U.S. stock index futures shaved their losses Thursday, helped by better-than-expected jobless claims report, though disappointing earnings from Wal-Mart weighed.
On the economic front, jobless claims declined 24,000 to a seasonally adjusted 297,000, according to the Labor Department. That was the lowest reading since May 2007 and brought claims back to their pre-recession level. Economists polled by Reuters had expected a reading of 320,000.
New York manufacturers posted a strong growth in activity in May, with the index rising to 19.01 in May, after it slowed to 1.29 in April, according to the Federal Reserve Bank of New York's monthly Empire State Manufacturing Survey.
Meanwhile, consumer prices ticked up 0.3 percent, as expected, recording their largest increase in 10 months in April, signaling some inflation in the economy. And industrial production in April slid 0.6 percent, versus estimates for a gain of 0.2 percent.
The Philadelphia Federal Reserve report for May will be reported at 10 am ET. The NAHB housing market index is also expected at the same time.
Among earnings, Dow-listed Wal-Mart and small rival Kohl's reported first-quarter numbers that disappointed.
Wal-Mart missed Wall Street's estimates, and became the latest company to lay blame on the weather.
Meanwhile, Kohl's also posted earnings and revenue that fell short of Street estimates.
Cisco Systems rallied after the network equipment maker handed in fourth-quarter revenue guidance that topped Wall Street estimates.

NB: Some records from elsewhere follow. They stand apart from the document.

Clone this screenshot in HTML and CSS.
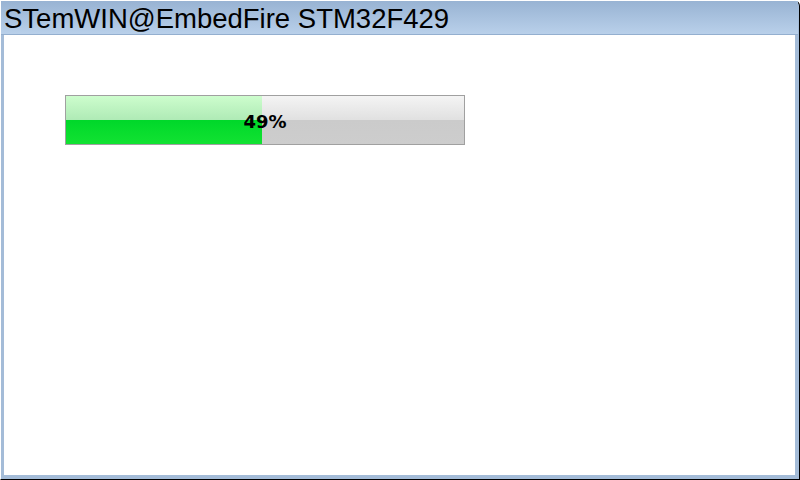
FILE: index.html
```html
<!DOCTYPE html>
<html>
<head>
<meta charset="utf-8">
<link rel="stylesheet" href="styles.css">
</head>
<body>
<div class="frame">
  <div class="inner">
    <div class="titlebar"><span class="title">STemWIN@EmbedFire STM32F429</span></div>
    <div class="client">
      <div class="progress">
        <div class="fill" style="width:196px"></div>
        <div class="rest"></div>
        <span class="label">49%</span>
      </div>
    </div>
  </div>
</div>
</body>
</html>
```
FILE: styles.css
```css
html, body {
  margin: 0;
  padding: 0;
  width: 800px;
  height: 480px;
  overflow: hidden;
  background: #ffffff;
}
.frame {
  box-sizing: border-box;
  width: 800px;
  height: 480px;
  border-left: 1px solid #ffffff;
  border-top: 1px solid #ffffff;
  border-right: 1px solid #000000;
  border-bottom: 1px solid #000000;
  background: #a4bcd8;
  padding: 0 1px 1px 0;
  display: flex;
  border-top-right-radius: 6px;
}
.inner {
  flex: 1;
  display: flex;
  flex-direction: column;
  border-left: 3px solid #a4bcd8;
  border-right: 3px solid #a4bcd8;
  border-bottom: 3px solid #a4bcd8;
  box-shadow: inset 1px 0 0 #8aa4c4;
}
.titlebar {
  height: 33px;
  background: linear-gradient(to bottom, #98b3d3, #b9d0ea);
  border-bottom: 1px solid #94afcf;
  display: flex;
  align-items: center;
  margin-left: -3px;
  margin-right: -3px;
  padding-left: 3px;
  border-top-right-radius: 5px;
}
.title {
  font-family: "Liberation Sans", Arial, sans-serif;
  font-size: 27.5px;
  color: #000000;
  line-height: 28px;
  margin-top: 3px;
  white-space: nowrap;
}
.client {
  flex: 1;
  background: #ffffff;
  padding: 60px 0 0 61px;
}
.progress {
  position: relative;
  box-sizing: border-box;
  width: 400px;
  height: 50px;
  border: 1px solid #a0a0a0;
  display: flex;
}
.fill {
  height: 100%;
  background: linear-gradient(to bottom, #cdfdcd 0%, #aeeab5 51%, #00d82a 51%, #12e232 100%);
}
.rest {
  flex: 1;
  height: 100%;
  background: linear-gradient(to bottom, #f4f4f4 0%, #e0e0e0 51%, #cbcbcb 51%, #cdcdcd 100%);
}
.label {
  position: absolute;
  left: 0;
  right: 0;
  top: 0;
  bottom: 0;
  display: flex;
  align-items: center;
  justify-content: center;
  font-family: "DejaVu Sans", sans-serif;
  font-weight: bold;
  font-size: 18px;
  color: #000000;
  padding-top: 3px;
}
```
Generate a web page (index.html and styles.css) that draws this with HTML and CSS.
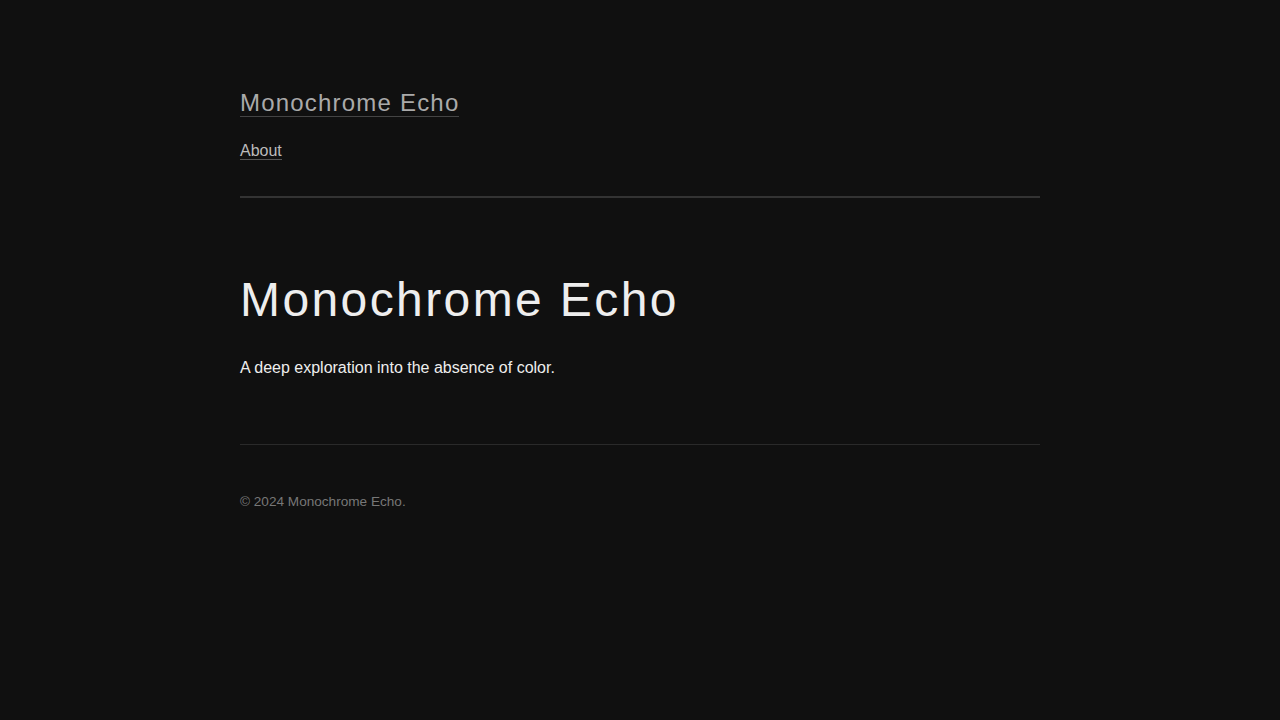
FILE: index.html
```html
<!DOCTYPE html>
<html lang="en">
<head>
    <meta charset="UTF-8">
    <meta name="viewport" content="width=device-width, initial-scale=1.0">
    <title>Monochrome Echo</title>
    <link rel="stylesheet" href="styles.css">
</head>
<body>
    <div class="container">
        <header class="site-header">
            <a class="site-title" href="#">Monochrome Echo</a>
            <nav class="site-nav">
                <a href="#">About</a>
            </nav>
        </header>

        <main class="hero">
            <h1>Monochrome Echo</h1>
            <p>A deep exploration into the absence of color.</p>
        </main>

        <footer class="site-footer">
            <p>&copy; 2024 Monochrome Echo.</p>
        </footer>
    </div>
</body>
</html>
```

FILE: styles.css
```css
/* Base */
body {
    margin: 0;
    font-family: 'Liberation Sans', Arial, Helvetica, sans-serif;
    background-color: #101010;
    color: #eeeeee;
}

a {
    text-decoration: none;
}

.container {
    width: 800px;
    margin: 0 auto;
    padding-top: 90px;
}

/* Header */
.site-header {
    padding-bottom: 36px;
    border-bottom: 2px solid #333;
}

.site-title {
    display: inline-block;
    font-size: 24px;
    line-height: 26px;
    letter-spacing: 0.05em;
    color: #aaaaaa;
    border-bottom: 1px solid #444;
}

.site-nav {
    margin-top: 24px;
}

.site-nav a {
    font-size: 16px;
    line-height: 19px;
    color: #bbbbbb;
    border-bottom: 1px solid #555;
}

/* Hero */
.hero {
    padding: 74px 0 64px;
    border-bottom: 1px solid #2a2a2a;
}

.hero h1 {
    margin: 0;
    font-size: 48px;
    font-weight: normal;
    line-height: 56px;
    letter-spacing: 0.05em;
    color: #eeeeee;
}

.hero p {
    margin: 28px 0 0;
    font-size: 16px;
    line-height: 24px;
}

/* Footer */
.site-footer {
    padding-top: 49px;
}

.site-footer p {
    margin: 0;
    font-size: 0.85rem;
    color: #777777;
}
```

At least 18 analysts boosted their price target on the company.
Fed Chair Janet Yellen is scheduled to address the U.S. Chamber of Commerce after the market closes.
U.S. stocks declined on Wednesday after a five-day winning streak, suggesting an uptick in risk-off market sentiment.
This was highlighted by comments on Wednesday evening by David Tepper, a closely-watched hedge fund manager at Appaloosa Management.
"I'm not saying go short, I'm just saying don't be too fricking long right now," he told an audience at SkyBridge Capital's conference in Las Vegas.
Among his concerns were weaker-than-expected U.S. growth and a European Central Bank that badly needs to ease monetary policy.